Percy Frederick Horton MA, RBA, ARCA (8 March 1897 in Brighton, England – 1970) was an English painter and art teacher, and Ruskin Master of Drawing, University of Oxford from 1949 to 1964. During the First World War he was imprisoned as a conscientious objector.

==Early life==
Horton was one of three brothers born into a working-class family in Brighton; his father, Percy Horton, was a bus conductor and his mother, Ellen (née Marman), had worked in service and as a nurse. His younger brother was artist Ronald Horton (1902–1981). Horton's parents provided for music lessons where he chose to learn the violin. During his time at school he developed an interest in acting in school plays, and giving impromptu street performances. His mother was instrumental in encouraging her sons' education, and all three received scholarships to Brighton Municipal Secondary School. Horton attended the Brighton School of Art between 1912 and 1916, again with a scholarship, where he gained a distinction in the Department of Education Drawing Examination.

==Conscientious objection==
Horton had become a socialist and a member of the Labour Party through the influence of the Labour Leader, the anti-war weekly publication of the Independent Labour Party. Following First World War conscription in 1916 he joined the Brighton branch of the No-Conscription Fellowship, and refused to be called up, maintaining an absolutist conscientious objection. On 21 March 1916 as an absolutist he argued at Brighton Military Service Tribunal against even non-combatant service, but his request for complete exemption was refused. Although being a conscientious objector, he was still considered a soldier subject to military discipline, and upon not reporting for duty with the Royal Fusiliers he was arrested by the civil police, brought before Brighton Magistrates' Court, fined and handed over to the Army. For disobeying orders he was court-martialled in Edinburgh on 7 August 1916 and sentenced to two years imprisonment with hard labour, served at Calton Prison, Edinburgh. He was court-martialled twice more before his release, on grounds of serious ill-health, "to the care of his friends", in December 1917.

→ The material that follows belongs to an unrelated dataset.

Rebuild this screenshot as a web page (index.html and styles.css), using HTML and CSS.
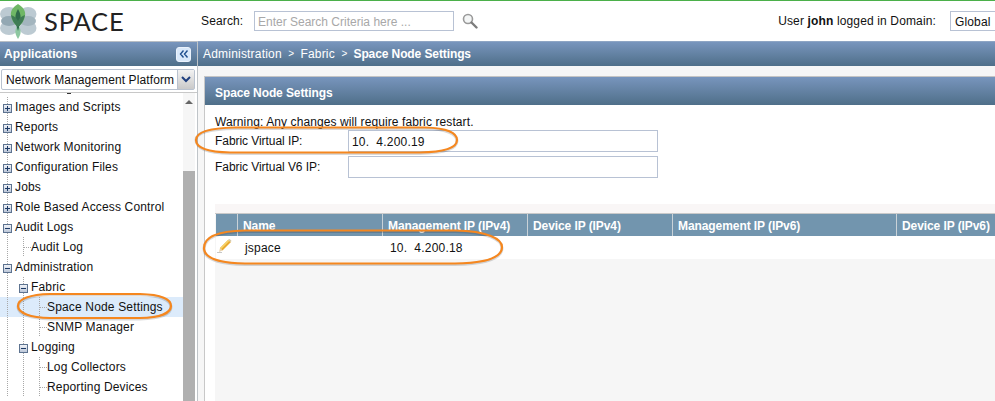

==After the First World War==
After the war he returned to Brighton. From 1919 to 1920 he studied at the Central School of Arts and Crafts, London, under Archibald Standish Hartrick and Francis Ernest Jackson. Hartrick taught Horton a drawing method that emphasised rhythmic outline - previously introduced to English art school education by the late Slade professor Alphonse Legros - and this stress on quality of line when drawing the life model became a major influence on Horton's future work.

Upon leaving the Central School, Horton became an art teacher at Rugby School. He resigned from Rugby in 1922 to continue his art studies at the Royal College of Art (RCA), then under the auspices of the new principal William Rothenstein, where he was awarded a solo Royal Exhibition and passed the Department of Education Examination in Painting with distinction. He was also awarded the ARCA Diploma with Distinction in Painting, and the RCA Drawing Prize for 1924. His contemporaries at the college included Henry Moore, Edward Bawden and Eric Ravilious.

Upon leaving the RCA he became the Drawing Master at Bishop's Stortford College, a position he held until 1930. This became the beginning of a lifetime of teaching. In 1930 he was invited by William Rothenstein to join the staff at the RCA, where he remained for 19 years, to instruct in its Painting School. He also joined The Working Men's College as a teacher of art under its new Director of Art Classes, James Laver, having been recommended by Rothenstein. Horton had begun to teach at The Ruskin School of Drawing and Fine Art at Oxford in 1933, but when the RCA relocated to Ambleside during Second World War he found travel between Ambleside and Oxford difficult; consequently he resigned from Ruskin. After the War the RCA returned to London but the transition for the college was problematic and confused, with a lack of equipment and changes in teaching staff. Horton retained his post although tenure was uncertain. However, in 1949 he was appointed the Master of Drawing at Ruskin where his students included R. B. Kitaj, who remembered him fondly as having 'really turned me on to Cézanne as well as insisting on regular life drawing' and John Updike.

Also during World War II, Horton received a number of short-term commissions from the War Artists' Advisory Committee to paint portraits of civil defense staff and civilian factory workers. Possibly the most notable of these is his depiction of blind workers in a Birmingham factory.

In 1947 he, with Paul Hogarth, Laurence Scarfe and Ronald Searle, was invited to Yugoslavia to observe and record a 150-mile railway being built through voluntary labour; Horton drew the leading figures of the project. His interest had begun to lie in portraiture and landscape. This led to portrait commissions from Oxford Colleges, and to the renting of a gamekeeper's tower near Firle and Alfriston where he painted during weekends and vacations until the end of his life. He left his post as Ruskin's Master of Drawing in 1964 and moved to Lewes, from where he taught part-time at the Sir John Cass School and Hastings School of Art, while concentrating on his own work and frequently visiting Provence.

During his lifetime, Horton exhibited at the Royal Academy, the New English Art Club, the Artists' International Association, Arts Council travelling exhibitions, Brighton Art Gallery, and the Ashmolean Museum. His work is held in the permanent collections of the National Portrait Gallery, Tate, Fitzwilliam Museum Cambridge, and the Arts Council.